While the instruction of the trial court states a correct rule of law with respect to the duty which the defendant owes travelers, it is not directly applicable to the facts in this case. The jury were not interrogated as to negligence with respect to Dubovich.

In the consideration of this case we are bound by the decisions of the federal court construing the Federal Employers’ Liability Act. Western & A. R. R. Co. v. Hughes, 278 U. S. 496, 49 Sup. Ct. 231; Atchison, T. & S. F. R. Co. v. Saxon, 284 U. S. 458, 52 Sup. Ct. 229.

In Chesapeake & Ohio R. Co. v. Nixon, 271 U. S. 218, 46 Sup. Ct. 495, which was an action begun to recover damages for injuries sustained by a supervisor of track, who rvas killed at a time when he Avas in the discharge of his duties, the court said:

“If the accident had happened an hour later when the deceased Avas inspecting the track, we think that there is no doubt that he would be held to have assumed the risk, and to have understood, as he instructed his men, that he must rely upon his own watchfulness and keep out of the way. The railroad company was entitled to expect that self-protection from its employees.”

The Nixon Case was cited with approval in Kawacz v. Delaware, L. & W. R. Co. 259 N. Y. 166, 181 N. E. 87. In the Kawacs Case an employee was walking on the track toward a train. The engineer sarv him at a distance of six hundred feet and blew his whistle. Kawacz raised his head but continued to walk toward the train. The engineer believed he had heard the whistle. When about one hundred feet from Kawacz the engineer realized that Kawacz was in danger and unsuccessfully attempted to stop the train. The court said :

“No jury has the right to conclude that the normal man at a throttle, seeing a person six hundred feet away on a railroad track in broad daylight, would even imagine that such a person would continue his course and walk into an approaching train. Unless the engineer recklessly runs him down he is not guilty of negligence. ... It was the employee on the track rather than the one in the cab who assumed the risk of a collision.”

Under the facts of this case we are primarily concerned not with the duty which the defendant owed to travelers, but with the duty which it owed to its employee, the flagman. The flagman is stationed at the crossing to do two things: First, to protect travelers about to enter upon the crossing from injury by passing trains; and second, to protect the train from possible injury by collision with vehicles. The very nature of the flagman’s duty requires him to maintain a vigilant lookout both for travelers and trains. The trainmen may assume he will perform his duty and look out for his own safety. There is nothing in the evidence which indicates that the deceased was ever at any time in any peril from the approaching train which required the engineer or the fireman of the locomotive to do anything with respect to his safety. Owing him no duty in that respect, it cannot be said there was a failure to perform a duty. The engineer and fireman performed their duty to the flagman as it is ordinarily and customarily performed.

The approach of the automobile from the west, however, introduced a new factor into the situation.

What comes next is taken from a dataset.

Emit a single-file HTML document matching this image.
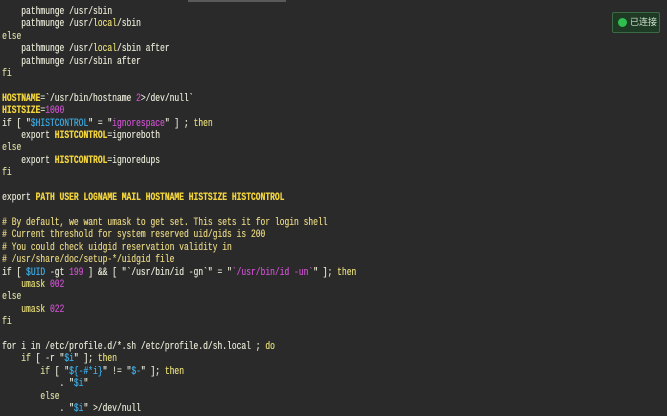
<!DOCTYPE html>
<html><head><meta charset="utf-8"><style>
html,body{margin:0;padding:0;width:667px;height:416px;overflow:hidden;background:#2a2a2a;}
#code{position:absolute;left:2px;top:6px;transform:scaleX(0.725);transform-origin:0 0;font-family:"Liberation Mono",monospace;font-size:11px;line-height:12.4px;color:#dedece;white-space:pre;text-shadow:0.3px 0 0 currentColor;}
.k{color:#dcd372}.v{color:#f0d23c;font-weight:bold}.m{color:#c24fc4}.c{color:#3aa7de}.cm{color:#dccc7c}.e{color:#d2d29c}
#badge{position:absolute;left:612px;top:12px;width:48px;height:21px;background:#1e3a24;border:1px solid #3c6a45;border-radius:2px;box-sizing:border-box;font-family:"Liberation Sans","Noto Sans CJK SC",sans-serif;font-size:9px;color:#d0e0d0;line-height:19px;white-space:nowrap;}
#badge .d{position:absolute;left:5px;top:5px;width:9px;height:9px;border-radius:50%;background:#2fbf4f;}
#badge span{position:absolute;left:17px;top:0;}
#bar{position:absolute;left:188px;top:0;width:98px;height:2px;background:#5a5a5a;}
</style></head><body>
<div id="bar"></div>
<div id="code">    pathmunge /usr/sbin
    pathmunge /usr/<span class="k">local</span>/sbin
<span class="e">else</span>
    pathmunge /usr/<span class="k">local</span>/sbin after
    pathmunge /usr/sbin after
<span class="e">fi</span>

<span class="v">HOSTNAME</span>=`/usr/bin/hostname <span class="m">2</span>&gt;/dev/null`
<span class="v">HISTSIZE</span>=<span class="m">1000</span>
if [ "<span class="c">$HISTCONTROL</span>" = "<span class="m">ignorespace</span>" ] ; <span class="k">then</span>
    export <span class="v">HISTCONTROL</span>=ignoreboth
<span class="e">else</span>
    export <span class="v">HISTCONTROL</span>=ignoredups
<span class="e">fi</span>

export <span class="v">PATH USER LOGNAME MAIL HOSTNAME HISTSIZE HISTCONTROL</span>

<span class="cm"># By default, we want umask to get set. This sets it for login shell</span>
<span class="cm"># Current threshold for system reserved uid/gids is 200</span>
<span class="cm"># You could check uidgid reservation validity in</span>
<span class="cm"># /usr/share/doc/setup-*/uidgid file</span>
if [ <span class="c">$UID</span> -gt <span class="m">199</span> ] &amp;&amp; [ "`/usr/bin/id -gn`" = "<span class="m">`/usr/bin/id -un`</span>" ]; <span class="k">then</span>
    <span class="k">umask</span> <span class="m">002</span>
<span class="e">else</span>
    <span class="k">umask</span> <span class="m">022</span>
<span class="e">fi</span>

for i in /etc/profile.d/*.sh /etc/profile.d/sh.local ; <span class="k">do</span>
    <span class="e">if</span> [ -r "<span class="c">$i</span>" ]; <span class="k">then</span>
        <span class="e">if</span> [ "<span class="c">${-#*i}</span>" != "<span class="c">$-</span>" ]; <span class="k">then</span>
            . "<span class="c">$i</span>"
        <span class="e">else</span>
            . "<span class="c">$i</span>" &gt;/dev/null</div>
<div id="badge"><div class="d"></div><span>已连接</span></div>
</body></html>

Dubovich was not a witness upon the trial and therefore we do not know what he saw as a matter of fact. If the defendant was guilty of negligence as to Dubovich, and as a consequence of such negligence Dretzka was injured, the question of defendant’s liability to the plaintiff will be determined by a different principle.

The testimony seems to be without dispute that Dubovich stopped at least twice on the westerly side of the track outside of the zone of danger and at a point where the oncoming train was clearly within his view. The witness who testified there were three stops said that there were only four or five seconds between the second and third stops. It seems quite clear that Dubovich did not have control of his car. The last movement of his car before he was struck must have taken place when the train was only a short distance away. The train was traveling at a speed variously estimated from ten and one-half to twenty miles an hour. The car had nearly passed to the east out of the zone of danger when struck. It does not appear therefore that however vigilant a lookout the engineer and fireman might have maintained, they could have discovered that Dubovich was in actual peril more than four or fiye seconds before the collision and at a time when it could not have been avoided. The proximate cause of Dretzka’s injuries was the negligence, of Dubovich in driving his car upon the track in the face of the on-coming train. Some contention is made that the trainmen should have observed that Dubovich was having trouble with his gear shift. An engineman cannot be guilty of negligence in failing to discover that the driver of a car in a place of safety is having trouble with his gear shift. The defendant having committed no act of negligence, that is, having failed to perform no duty it owed to Dubovich, cannot be held liable for the consequences of the collision.

Upon the argument it was conceded that the driver of the automobile was guilty of negligence. If he was, such negligence consisted of his going upon the track in the face of an approaching train, a thing which the employees of the defendant company had a right to assume he would not do. It is not to be expected that railway trains can be stopped every time a person appears at a place where he may thereafter by his own act place himself in a place of imminent danger. As the trial court instructed the jury, the employees of the defendant have a .right to assume just the contrary. There is no evidence in this case that the conduct of the engineer and fireman were in any degree reckless, or that the automobile was at a place which put Dretzka in a place of imminent danger at a point of time when the train by any possibility could have stopped. For the reasons stated, the defendant is not liable because its employees were not guilty of negligence which contributed to the death of plaintiff intestate.

By the Court. — Judgment reversed, and cause remanded with directions to dismiss the complaint.